Supplementary Figure 7: Pi predictors, network effect, and negative control.
From: A genetics-led approach defines the drug target landscape of 30 immune-related traits

a, Performance comparisons for individual predictors across traits (within Pi and direct use). Measured by area under the curve (AUC) separating gold standard positives (GSPs) and gold standard negatives (stimulated). Analysing using GSPs based on either targets of phase 2 and above (left), targets of drugs at phase 3 and above (middle) or approved drug targets (right). Direct use of immune annotations without knowledge of genomic seed genes is much less predictive of drug targets.

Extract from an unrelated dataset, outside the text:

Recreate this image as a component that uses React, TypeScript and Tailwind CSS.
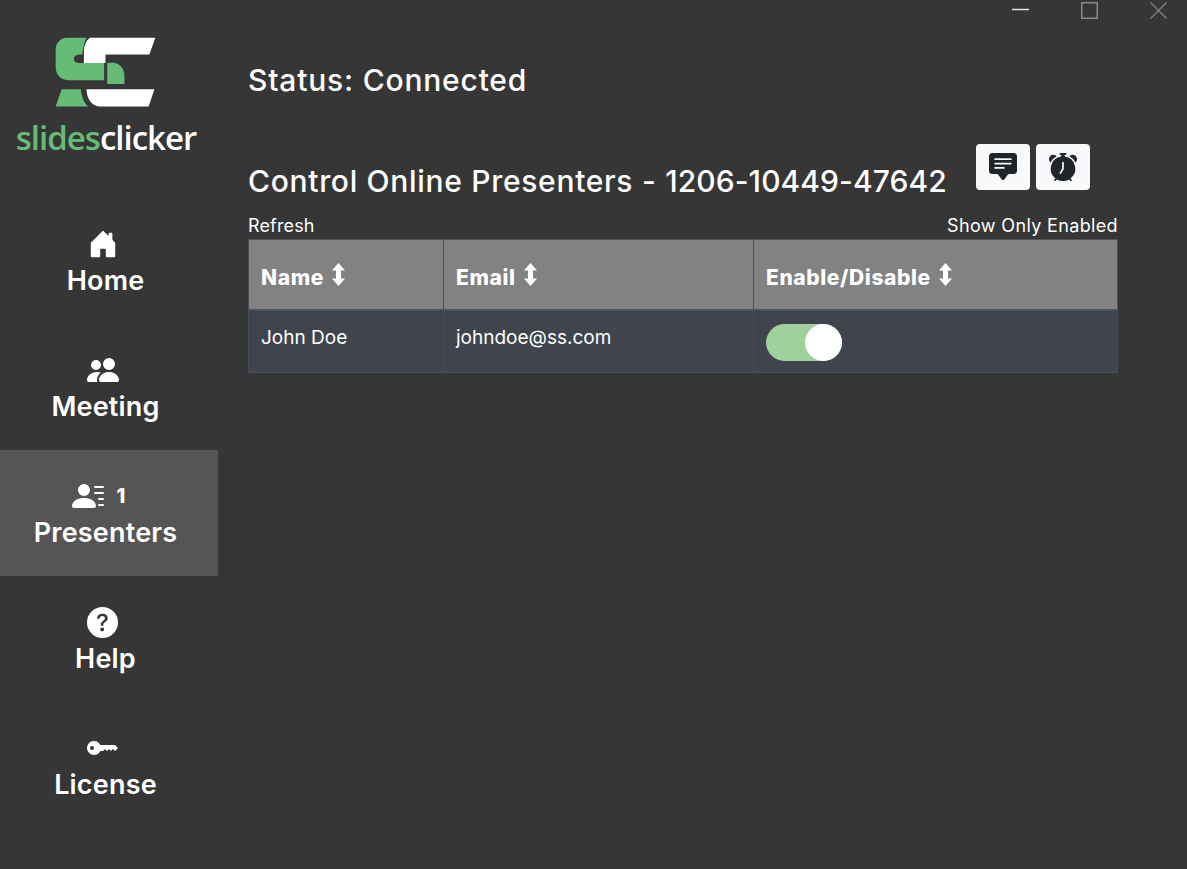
import { BsAlarmFill, BsChatSquareTextFill, BsHouseDoorFill, BsKeyFill, BsPeopleFill, BsPersonLinesFill, BsQuestionCircleFill } from 'react-icons/bs';
import type { ReactNode } from 'react';

const navItems: { label: string; icon: ReactNode; count?: number; active?: boolean }[] = [
  { label: 'Home', icon: <BsHouseDoorFill className="h-[30px] w-[30px]" /> },
  { label: 'Meeting', icon: <BsPeopleFill className="h-[32px] w-[32px]" /> },
  { label: 'Presenters', icon: <BsPersonLinesFill className="h-[32px] w-[32px]" />, count: 1, active: true },
  { label: 'Help', icon: <BsQuestionCircleFill className="h-[31px] w-[31px]" /> },
  { label: 'License', icon: <BsKeyFill className="h-[32px] w-[32px]" /> },
];

const columns = [
  { label: 'Name', width: 'w-[195px]' },
  { label: 'Email', width: 'w-[310px]' },
  { label: 'Enable/Disable', width: 'w-[364px]' },
];

function SortIcon() {
  return (
    <svg width="15" height="23" viewBox="0 0 15 23" className="mb-[6px]">
      <path fill="currentColor" d="M7.5 0L14 7.5H10V15.5H14L7.5 23L1 15.5H5V7.5H1Z" />
    </svg>
  );
}

function Logo() {
  return (
    <div className="flex h-[198px] flex-col items-center pt-[36px] pr-[6px]">
      <svg width="103" height="72" viewBox="160 50 310 216" className="mr-[2px]">
        <path
          fill="#66bb77"
          d="M258 55H200C178 55 165 72 165 92V143C165 167 182 183 205 183H311V131H240C226 131 220 127 220 118C220 110 226 105 240 105H245C248 85 250 68 258 55Z"
        />
        <path fill="#66bb77" d="M320 130H340C360 132 372 150 372 170V194H320Z" />
        <path fill="#66bb77" d="M183 210H241C243 234 250 250 263 262H165Z" />
        <path
          fill="#ffffff"
          d="M268 55H465L447 105H315V131H250V95C250 78 256 64 268 55Z"
        />
        <path fill="#ffffff" d="M258 210H462L445 262H300C275 262 258 240 258 210Z" />
      </svg>
      <div className="mt-[8px] font-['Open_Sans',sans-serif] text-[33px] leading-[44px] font-semibold tracking-[-1px]">
        <span className="text-[#66bb77]">slides</span>
        <span className="text-white">clicker</span>
      </div>
    </div>
  );
}

function WindowControls() {
  return (
    <div className="mr-[-49px] flex h-[20px] justify-end">
      <div className="flex gap-[52px] pt-[2px]">
        <svg width="17" height="17" viewBox="0 0 17 17">
          <path d="M0 7.5H17" stroke="#e4e4e4" strokeWidth="1.5" />
        </svg>
        <svg width="17" height="17" viewBox="0 0 17 17">
          <rect x="0.75" y="0.75" width="15.5" height="15.5" fill="none" stroke="#8a8a8a" strokeWidth="1.5" />
        </svg>
        <svg width="17" height="17" viewBox="0 0 17 17">
          <path d="M0.5 0.5L16.5 16.5M16.5 0.5L0.5 16.5" stroke="#7f7f7f" strokeWidth="1.3" />
        </svg>
      </div>
    </div>
  );
}

export default function App() {
  return (
    <div className="flex h-[869px] overflow-hidden bg-[#363636] font-['Inter',sans-serif] text-white">
      <aside className="w-[218px] shrink-0">
        <Logo />
        <nav>
          {navItems.map((item) => (
            <div
              key={item.label}
              className={`flex h-[126px] flex-col items-center pt-[29px] pr-[7px] ${item.active ? 'bg-[#555555]' : ''}`}
            >
              <div className="mr-[6px] flex h-[34px] items-center gap-[13px]">
                {item.icon}
                {item.count && <span className="mr-[8px] text-[20px] font-extrabold">{item.count}</span>}
              </div>
              <span className="mt-[2px] text-[27px] leading-[36px] font-semibold tracking-[0.2px]">{item.label}</span>
            </div>
          ))}
        </nav>
      </aside>

      <main className="flex-1 pr-[69px] pl-[30px]">
        <WindowControls />
        <h1 className="mt-[38px] text-[30px] leading-[44px] font-medium tracking-[0.8px]">Status: Connected</h1>
        <div className="mt-[42px] flex items-start justify-between">
          <h2 className="mt-[15px] text-[30px] leading-[44px] font-medium whitespace-nowrap">
            <span className="tracking-[0.69px]">Control Online Presenters - </span>
            <span className="tracking-[0.08px]">1206-10449-47642</span>
          </h2>
          <div className="mr-[28px] flex gap-[6px]">
            <button className="flex h-[46px] w-[54px] items-center justify-center rounded-[4px] bg-[#f8f9fa] text-[#212529]">
              <BsChatSquareTextFill className="h-[28px] w-[28px]" />
            </button>
            <button className="flex h-[46px] w-[54px] items-center justify-center rounded-[4px] bg-[#f8f9fa] text-[#212529]">
              <BsAlarmFill className="h-[28px] w-[28px]" />
            </button>
          </div>
        </div>
        <div className="mt-[9px] flex justify-between text-[18px] leading-[27px]">
          <span className="tracking-[0.15px]">Refresh</span>
          <span className="tracking-[0.35px]">Show Only Enabled</span>
        </div>
        <table className="w-[870px] table-fixed border-collapse">
          <thead>
            <tr className="h-[70px] bg-[#828282]">
              {columns.map((col) => (
                <th
                  key={col.label}
                  className={`border border-b-[2px] border-[#4b545c] pt-[6px] pl-[12px] text-left align-middle text-[21px] font-extrabold tracking-[0.6px] ${col.width}`}
                >
                  <span className="inline-flex items-center gap-[7px]">
                    {col.label}
                    <SortIcon />
                  </span>
                </th>
              ))}
            </tr>
          </thead>
          <tbody>
            <tr className="h-[63px] bg-[#40454d] text-[19px]">
              <td className="border border-[#484e56] pb-[6px] pl-[12px]">John Doe</td>
              <td className="border border-[#484e56] pb-[6px] pl-[12px]">johndoe@ss.com</td>
              <td className="border border-[#484e56] pt-[2px] pl-[12px]">
                <div className="flex h-[37px] w-[76px] justify-end rounded-full bg-[#a0d09c]">
                  <div className="h-[37px] w-[37px] rounded-full bg-white" />
                </div>
              </td>
            </tr>
          </tbody>
        </table>
      </main>
    </div>
  );
}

Notably, such analysis restricted to traits with >10 targets, that is, 16 traits based on targets of phase 2 and above (left), 11 traits based on phase 3 and above (middle), and 5 traits based on approved drug targets (right). b, Optimizing components of Pi predictors. Comparing individual predictors (x-axis) constructed using both seed genes and non-seed genes (left) and using only seed genes (without incorporating network connectivity, right). GSPs are based on target genes of drugs at phase 2 and above. c, Scatter plot showing relationship between network degree and priority rank (all 30 traits with a total of n = 1,200 dots). Correlation based on Spearman’s rank test (two-sided). d, Negative control for enrichment of immune drug targets. Left: schematic illustration of use of Experimental Factor Ontology (EFO) tree to select immune mediated GWAS disease traits and non-immune GWAS disease traits. Right: target set enrichment analysis (TSEA) for approved immune drug targets in the Pi prioritized gene list taking as inputs GWAS SNPs from immune mediated diseases (in blue) or from exclusively non-immune mediated diseases (in yellow), with sensitivity assessed by removing different percentages of GWAS SNPs. The horizontal line in grey indicates the Bonferroni-adjusted P-value threshold at 0.05.